EXERCISE REQUIREMENTS
Your task is to repeat the lines below exactly, excluding any pictures they contain.

## start

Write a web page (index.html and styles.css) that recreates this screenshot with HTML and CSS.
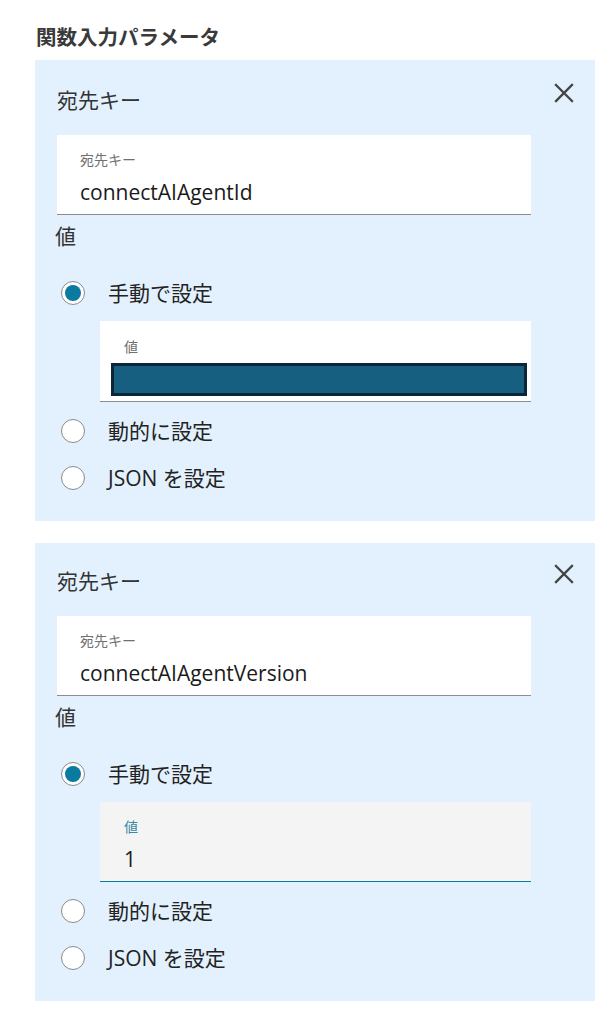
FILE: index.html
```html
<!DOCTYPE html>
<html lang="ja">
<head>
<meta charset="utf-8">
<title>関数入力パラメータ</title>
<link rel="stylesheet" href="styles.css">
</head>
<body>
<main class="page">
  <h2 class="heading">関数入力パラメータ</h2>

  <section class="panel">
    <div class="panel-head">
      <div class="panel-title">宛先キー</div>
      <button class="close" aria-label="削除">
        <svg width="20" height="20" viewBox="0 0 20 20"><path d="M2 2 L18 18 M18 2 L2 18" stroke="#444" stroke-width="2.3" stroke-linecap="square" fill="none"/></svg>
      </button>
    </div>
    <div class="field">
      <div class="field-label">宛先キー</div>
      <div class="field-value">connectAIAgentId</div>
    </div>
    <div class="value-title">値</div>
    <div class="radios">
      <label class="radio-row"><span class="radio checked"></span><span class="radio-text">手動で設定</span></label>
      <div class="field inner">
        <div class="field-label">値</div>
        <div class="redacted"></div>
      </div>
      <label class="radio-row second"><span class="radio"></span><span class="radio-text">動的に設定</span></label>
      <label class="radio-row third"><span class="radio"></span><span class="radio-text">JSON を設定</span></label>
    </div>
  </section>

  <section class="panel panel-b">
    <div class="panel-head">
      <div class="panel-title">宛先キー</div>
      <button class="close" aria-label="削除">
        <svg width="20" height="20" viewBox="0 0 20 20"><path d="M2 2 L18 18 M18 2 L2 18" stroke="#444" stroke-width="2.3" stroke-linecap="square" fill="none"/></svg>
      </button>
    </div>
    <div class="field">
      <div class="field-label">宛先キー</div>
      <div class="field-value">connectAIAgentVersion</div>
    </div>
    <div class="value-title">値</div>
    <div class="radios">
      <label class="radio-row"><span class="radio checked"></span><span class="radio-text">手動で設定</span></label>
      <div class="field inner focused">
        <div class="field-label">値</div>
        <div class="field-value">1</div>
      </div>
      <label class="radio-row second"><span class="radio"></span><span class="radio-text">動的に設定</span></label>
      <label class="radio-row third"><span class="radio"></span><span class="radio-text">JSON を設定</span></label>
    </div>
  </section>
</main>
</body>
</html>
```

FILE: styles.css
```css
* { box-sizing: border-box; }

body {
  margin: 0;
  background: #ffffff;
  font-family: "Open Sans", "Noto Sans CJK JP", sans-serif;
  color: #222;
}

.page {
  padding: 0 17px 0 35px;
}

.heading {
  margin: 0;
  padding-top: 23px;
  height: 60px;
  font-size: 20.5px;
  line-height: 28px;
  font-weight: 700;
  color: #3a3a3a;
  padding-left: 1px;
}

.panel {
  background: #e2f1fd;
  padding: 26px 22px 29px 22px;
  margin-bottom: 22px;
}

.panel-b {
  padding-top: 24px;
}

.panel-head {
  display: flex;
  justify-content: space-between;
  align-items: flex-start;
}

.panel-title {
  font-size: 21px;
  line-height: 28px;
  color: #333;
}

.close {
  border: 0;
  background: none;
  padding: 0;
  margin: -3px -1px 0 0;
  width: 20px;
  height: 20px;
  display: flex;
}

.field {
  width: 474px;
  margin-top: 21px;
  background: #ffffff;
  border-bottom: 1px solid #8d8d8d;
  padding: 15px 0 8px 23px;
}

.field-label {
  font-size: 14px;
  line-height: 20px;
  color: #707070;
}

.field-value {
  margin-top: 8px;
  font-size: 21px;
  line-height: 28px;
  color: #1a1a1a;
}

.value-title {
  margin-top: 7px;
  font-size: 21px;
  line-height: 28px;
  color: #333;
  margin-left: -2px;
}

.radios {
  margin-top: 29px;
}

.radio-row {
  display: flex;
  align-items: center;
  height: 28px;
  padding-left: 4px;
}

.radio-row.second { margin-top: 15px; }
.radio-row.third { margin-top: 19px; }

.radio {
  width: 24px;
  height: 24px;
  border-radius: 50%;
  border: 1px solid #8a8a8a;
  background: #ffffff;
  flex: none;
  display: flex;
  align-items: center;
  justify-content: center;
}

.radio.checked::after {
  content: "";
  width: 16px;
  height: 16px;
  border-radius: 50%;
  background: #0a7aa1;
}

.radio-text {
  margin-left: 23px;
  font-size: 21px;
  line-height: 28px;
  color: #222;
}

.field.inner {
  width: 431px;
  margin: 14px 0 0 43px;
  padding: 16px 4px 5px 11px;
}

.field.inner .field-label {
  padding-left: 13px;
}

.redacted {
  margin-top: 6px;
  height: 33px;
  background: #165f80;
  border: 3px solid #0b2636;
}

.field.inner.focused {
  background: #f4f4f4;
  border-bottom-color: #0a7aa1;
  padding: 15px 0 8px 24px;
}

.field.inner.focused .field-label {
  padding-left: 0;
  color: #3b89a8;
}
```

## end

FULL RESPONSE
Write a web page (index.html and styles.css) that recreates this screenshot with HTML and CSS.
FILE: index.html
```html
<!DOCTYPE html>
<html lang="ja">
<head>
<meta charset="utf-8">
<title>関数入力パラメータ</title>
<link rel="stylesheet" href="styles.css">
</head>
<body>
<main class="page">
  <h2 class="heading">関数入力パラメータ</h2>

  <section class="panel">
    <div class="panel-head">
      <div class="panel-title">宛先キー</div>
      <button class="close" aria-label="削除">
        <svg width="20" height="20" viewBox="0 0 20 20"><path d="M2 2 L18 18 M18 2 L2 18" stroke="#444" stroke-width="2.3" stroke-linecap="square" fill="none"/></svg>
      </button>
    </div>
    <div class="field">
      <div class="field-label">宛先キー</div>
      <div class="field-value">connectAIAgentId</div>
    </div>
    <div class="value-title">値</div>
    <div class="radios">
      <label class="radio-row"><span class="radio checked"></span><span class="radio-text">手動で設定</span></label>
      <div class="field inner">
        <div class="field-label">値</div>
        <div class="redacted"></div>
      </div>
      <label class="radio-row second"><span class="radio"></span><span class="radio-text">動的に設定</span></label>
      <label class="radio-row third"><span class="radio"></span><span class="radio-text">JSON を設定</span></label>
    </div>
  </section>

  <section class="panel panel-b">
    <div class="panel-head">
      <div class="panel-title">宛先キー</div>
      <button class="close" aria-label="削除">
        <svg width="20" height="20" viewBox="0 0 20 20"><path d="M2 2 L18 18 M18 2 L2 18" stroke="#444" stroke-width="2.3" stroke-linecap="square" fill="none"/></svg>
      </button>
    </div>
    <div class="field">
      <div class="field-label">宛先キー</div>
      <div class="field-value">connectAIAgentVersion</div>
    </div>
    <div class="value-title">値</div>
    <div class="radios">
      <label class="radio-row"><span class="radio checked"></span><span class="radio-text">手動で設定</span></label>
      <div class="field inner focused">
        <div class="field-label">値</div>
        <div class="field-value">1</div>
      </div>
      <label class="radio-row second"><span class="radio"></span><span class="radio-text">動的に設定</span></label>
      <label class="radio-row third"><span class="radio"></span><span class="radio-text">JSON を設定</span></label>
    </div>
  </section>
</main>
</body>
</html>
```

FILE: styles.css
```css
* { box-sizing: border-box; }

body {
  margin: 0;
  background: #ffffff;
  font-family: "Open Sans", "Noto Sans CJK JP", sans-serif;
  color: #222;
}

.page {
  padding: 0 17px 0 35px;
}

.heading {
  margin: 0;
  padding-top: 23px;
  height: 60px;
  font-size: 20.5px;
  line-height: 28px;
  font-weight: 700;
  color: #3a3a3a;
  padding-left: 1px;
}

.panel {
  background: #e2f1fd;
  padding: 26px 22px 29px 22px;
  margin-bottom: 22px;
}

.panel-b {
  padding-top: 24px;
}

.panel-head {
  display: flex;
  justify-content: space-between;
  align-items: flex-start;
}

.panel-title {
  font-size: 21px;
  line-height: 28px;
  color: #333;
}

.close {
  border: 0;
  background: none;
  padding: 0;
  margin: -3px -1px 0 0;
  width: 20px;
  height: 20px;
  display: flex;
}

.field {
  width: 474px;
  margin-top: 21px;
  background: #ffffff;
  border-bottom: 1px solid #8d8d8d;
  padding: 15px 0 8px 23px;
}

.field-label {
  font-size: 14px;
  line-height: 20px;
  color: #707070;
}

.field-value {
  margin-top: 8px;
  font-size: 21px;
  line-height: 28px;
  color: #1a1a1a;
}

.value-title {
  margin-top: 7px;
  font-size: 21px;
  line-height: 28px;
  color: #333;
  margin-left: -2px;
}

.radios {
  margin-top: 29px;
}

.radio-row {
  display: flex;
  align-items: center;
  height: 28px;
  padding-left: 4px;
}

.radio-row.second { margin-top: 15px; }
.radio-row.third { margin-top: 19px; }

.radio {
  width: 24px;
  height: 24px;
  border-radius: 50%;
  border: 1px solid #8a8a8a;
  background: #ffffff;
  flex: none;
  display: flex;
  align-items: center;
  justify-content: center;
}

.radio.checked::after {
  content: "";
  width: 16px;
  height: 16px;
  border-radius: 50%;
  background: #0a7aa1;
}

.radio-text {
  margin-left: 23px;
  font-size: 21px;
  line-height: 28px;
  color: #222;
}

.field.inner {
  width: 431px;
  margin: 14px 0 0 43px;
  padding: 16px 4px 5px 11px;
}

.field.inner .field-label {
  padding-left: 13px;
}

.redacted {
  margin-top: 6px;
  height: 33px;
  background: #165f80;
  border: 3px solid #0b2636;
}

.field.inner.focused {
  background: #f4f4f4;
  border-bottom-color: #0a7aa1;
  padding: 15px 0 8px 24px;
}

.field.inner.focused .field-label {
  padding-left: 0;
  color: #3b89a8;
}
```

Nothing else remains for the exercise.